Homemade sweet and sour sauce will keep 2-3 weeks in the refrigerator.
Sweet and Sour sauce can also be frozen for longer storage.
Is Sweet and Sour Sauce Gluten Free?
Sweet and sour sauce is most often made with sugar, corn starch, vinegar and ketchup, making it gluten free.
Can You Thicken Sweet and Sour Sauce Without Cornstarch?
Sauces, gravy, pies, most anything that you need to thicken can be thickened with flour, tapioca, arrowroot, potato starch, or even mashed potato granules.
Sweet and Sour Chicken
Sweet and Sour Chicken
- 1- 1 1/2 tablespoons Cornstarch
- 2 teaspoons Pepper
- 1 Egg White
- 4 Chicken Breasts, boneless skinless , cubed.
For the sauce
- 1 1/2 Tablespoons Canola Oil
- 2 Cups Sugar
- 1/2 Tablespoons Onion Powder
- 1/2 Cup Rice Vinegar
- 1/2 Cup Ketchup
- 1/4 Cup Low-Sodium Soy Sauce
- 1/8 Teaspoon Sesame Oil
- 1 Clove Garlic, minced fine
- 1/2 Can Mandarin Oranges, 8oz, smashed (with juice)
- 2-3 Tablespoons Cornstarch, for desired thickness
- 1/4 Cup Cold Water
- In a large bowl, mix the cornstarch, pepper, and egg whites.
- Add the chicken and toss until well coated.
- Heat a large skillet over med-high heat.
- Coat the bottom of the pan with a little oil.
- Add the chicken to the pan and move continuously to prevent chicken from sticking together.
- Saute for about 1 1/2 minutes.
- Once the chicken is partially cooked, remove from the pan and place in a 325 degree oven to finish cooking for 10-20 minutes depending on how long you fried them for. (I tent mine with foil until the last couple minutes so it stays moist, but crisps up again at the end.)
For the sauce
- Cook the oil, sugar, onion powder, binegar, ketchup and soy sauce in a large skillet until everything is dissolved and mixed well.
- Add a clove of garlic and mandarin oranges.
- Cook another 2 minutes.
- In a small bowl combine cornstarch and water.
- Add a little of the hot mixture to the bowl and then slowly whisk the cornstarch mixture into the skillet.
- Stir continuously for another minute and let simmer for a few minutes.
Made this last night for my me and my fiancee.
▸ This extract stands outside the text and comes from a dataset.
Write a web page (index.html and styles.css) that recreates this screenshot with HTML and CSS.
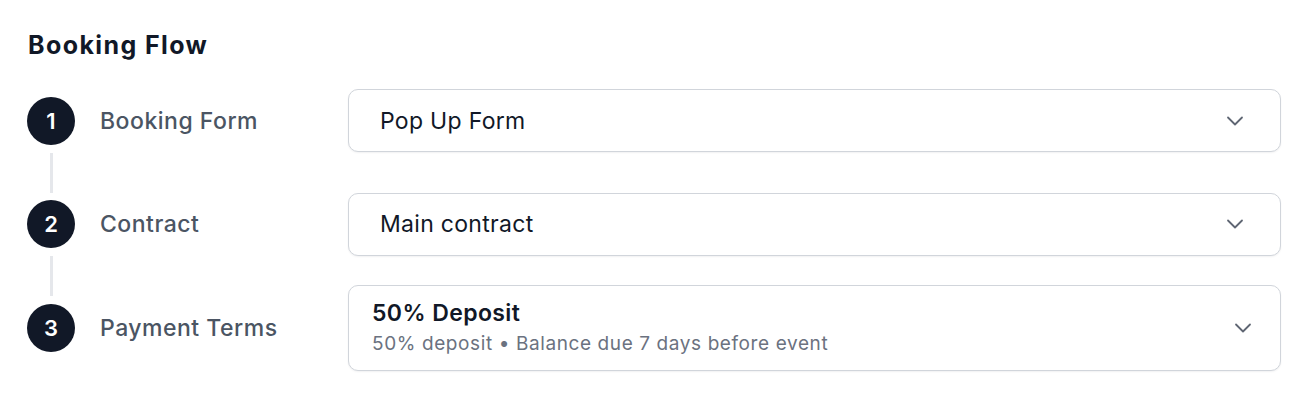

It was amazing and delicious! She was craving sweet n sour chicken all day and this recipe definitely delivered. Thank you!
So happy to hear that!
Is this recipe and all the other wonderful recipes I receive from you in your cookbook that is currently out?
This particular recipe isn’t in the cookbook, but many others as well as a bunch of exclusive recipes!
Sounds great. Can you tell me how to make the white rice that’s used in the results? I know it says you like brown rice but family not too keen on that.
Hi Teresa, we just buy Calrose ricce and make according to package directions
Sounds delicious! Wanting to make for supper tonight but wondering about cutting down the sugar. 2 cups seems like a lot. Any thoughts on cutting that amount? Again, sound yummy! Love sweet and sour chicken! Thanks for the recipe.
It seriously is so much, but I’ve never tried cutting it down so I’d hate to lead you astray. Let me know if you tried it.
So, I tried 1.5 cups and it was still super yummy and plenty sweet for my taste. May reduce even more next time. Great recipe!
I love it! I’ll totally start reducing it and see how it goes as well then!
can i use fresh Mandarin or orang juice, if i can, how much?
You actually need the juices from the can and I’m not sure what it’s measurement would be if you tried juicing your own mandarin. Probably the juice of one and the fruit of another?
This sounds amazing! How long can I store the sauce, if I don’t use it all at once?
You can store it in a jar, in the fridge for up to 2 weeks. 🙂
Should I use olive oil or sesame oil for the sauce?
Hi Steph, it’s canola oil. 🙂 I’ve corrected that error.
Is there any substitute for soy sauce or is it OK to eliminate? We have a soy allergy at home.
I haven’t ever made it without the soy sauce so I’m unsure of what it would taste like without it.
You can try using Maggi sauce. I keep a bottle of it in my cupboard and it works as a soy sauce substitute in a pinch.
Oh great tip, thank you!
how long does the chicken need to cook in the 325 oven?
ours only takes about 10 minutes more but we cook until it’s almost done so it could need up to 20.
Great recipe, I cooked it last night and it was,a HIT with all
awesome!! Thank you, George! I’m so glad you liked it!
This is one of my favorite food. But I've never taken the time to make it at home. Maybe, the time as come to give it a try.